Filed under: movies»commentary»superhero

12 Percent of a Plan

I would love to have been in the meeting where someone pitched Guardians of the Galaxy. "We're going to take all the good will you've built up through the Marvel comic movie franchise, and then spend it on a space movie with characters that nobody really knows, one of whom is a heavily-armed raccoon." And then even weirder, it worked: Guardians is pretty good. Maybe it tells when it should show a little too often, but it never stopped me from enjoying myself. It's got a great soundtrack, good writing, well-done special effects, and most importantly, a really watchable cast.

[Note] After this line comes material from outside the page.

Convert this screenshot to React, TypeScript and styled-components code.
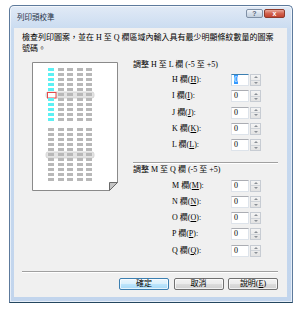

Of course, this has been the case with most of the Marvel movies. I mean, let's be honest about, say, the Thor franchise, which have been a fun pair of movies considering that they're composed almost entirely of gibberish: Norse gods with British accents (who are actually aliens) fighting against elves and ice trolls (who are also aliens)! The whole thing is completely incoherent, but nobody cares because of the casting: everybody onscreen is good-looking, compulsively charming, and clearly having fun with a very silly premise.

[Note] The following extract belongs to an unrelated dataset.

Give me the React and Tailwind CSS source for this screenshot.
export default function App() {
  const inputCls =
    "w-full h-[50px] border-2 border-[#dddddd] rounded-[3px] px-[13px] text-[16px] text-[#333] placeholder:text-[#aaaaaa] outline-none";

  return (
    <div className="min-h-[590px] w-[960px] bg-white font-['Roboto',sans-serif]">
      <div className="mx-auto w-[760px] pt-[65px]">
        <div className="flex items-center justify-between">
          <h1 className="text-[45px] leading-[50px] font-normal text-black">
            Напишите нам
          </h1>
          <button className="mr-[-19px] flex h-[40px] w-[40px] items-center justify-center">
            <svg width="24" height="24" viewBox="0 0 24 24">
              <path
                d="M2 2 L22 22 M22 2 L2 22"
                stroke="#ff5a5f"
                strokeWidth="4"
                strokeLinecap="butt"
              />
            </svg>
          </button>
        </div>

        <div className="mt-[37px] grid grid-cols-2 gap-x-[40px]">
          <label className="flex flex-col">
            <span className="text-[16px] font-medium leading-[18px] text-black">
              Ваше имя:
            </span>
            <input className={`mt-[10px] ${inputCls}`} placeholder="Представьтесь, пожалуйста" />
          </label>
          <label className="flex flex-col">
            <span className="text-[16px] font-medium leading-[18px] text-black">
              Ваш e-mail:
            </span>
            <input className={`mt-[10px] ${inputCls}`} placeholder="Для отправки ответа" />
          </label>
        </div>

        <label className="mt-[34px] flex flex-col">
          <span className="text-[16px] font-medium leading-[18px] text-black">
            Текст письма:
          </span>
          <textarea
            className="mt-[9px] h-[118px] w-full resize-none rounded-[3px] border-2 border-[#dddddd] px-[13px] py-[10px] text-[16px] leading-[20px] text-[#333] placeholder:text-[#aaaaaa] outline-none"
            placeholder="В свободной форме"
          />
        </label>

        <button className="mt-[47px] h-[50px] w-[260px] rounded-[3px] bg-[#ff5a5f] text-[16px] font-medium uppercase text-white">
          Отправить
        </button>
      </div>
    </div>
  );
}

But there's one thing that's been bugging me about the Marvel flicks, including Guardians, which is their endings. Namely, that they've all got the same one: the bad guys summon/control/take over a huge flying object, which immediately crashes headlong into a city.

  • The Avengers: Aliens crash giant worms into New York City.
  • Thor: The Dark World: Elves crash giant spaceship into England.
  • Captain America: The Winter Soldier: Nazis crash giant aircraft into the Potomac.
  • Guardians of the Galaxy: Lee Pace crashes giant accordian into alien planet.

Explosions follow, while the heroes rush to tackle the portal/controller/big bad at the wheel. Lots of buildings fall over in the process, and people run through the streets while looking up and behind them (oddly enough, hardly anyone ever trips). Lance Mannion refers to it as the "obligatory ad for the video game," and while that's harsh it's not inaccurate, because it does feel a little bit (between the overused CGI and the framing) like watching someone else play God of War. A lot of money went into it, and someone's clearly having a good time, but it's not necessarily you.

And to be clear, Marvel's not the only company writing screenplays this way. Star Trek: Into Darkness, for example, was a movie that committed every sin in the screenwriting book (and then added a few) but arguably the worst part was the meaningless and cruel spaceship crash at its climax. Over at Fox, X-Men: Days of Future Past has Magneto tossing an airborne baseball stadium at the White House. Huge flying objects are the new glass jail cell.

The problem with these pyrotechnics isn't just that they're repetitive and tasteless (although they are both), it's that they're ineffective: by destroying a huge chunk of a city, the writers are aiming for huge cinematic stakes, but by portraying it from a wide-angle lens (and, in PG-rated films, refusing to show any of the resulting bodies and carnage) there's no sense of drama. It's just computer-generated buildings falling over in the distance: who cares?

For a movie like Guardians, which has no real point other than to be a fun space adventure, it's bad enough that there's a good fifteen minutes of watching architecture instead of the characters that are the real draw. But it's more acutely frustrating for something like The Winter Soldier, which spends its first 90 minutes referencing the modern surveillance state, which is a tricky, subtle political problem. And nothing says "tricky" and "subtle" like sending three flying aircraft carriers through a building in Washington, DC.

Maybe that's expecting a bit much from a huge media property with a multi-year cinema domination plan. Marvel wants to put people into seats twice a year, and if that means making the same movie over and over again, that's fine. It's certainly never stopped anyone else (see also: Transformers and Harry Potter). If they're not even sure they can make a movie starring a woman, the chances they'll mess with the formular are pretty slim.

But look at it this way: now you know when you can take a bathroom break without missing anything. I figure you can stay away until the end of the credits, at which point you'll learn which comic-book movie will drop a giant metal object on Paris next year. If we're all very lucky, it'll be Squirrel Girl's turn eventually.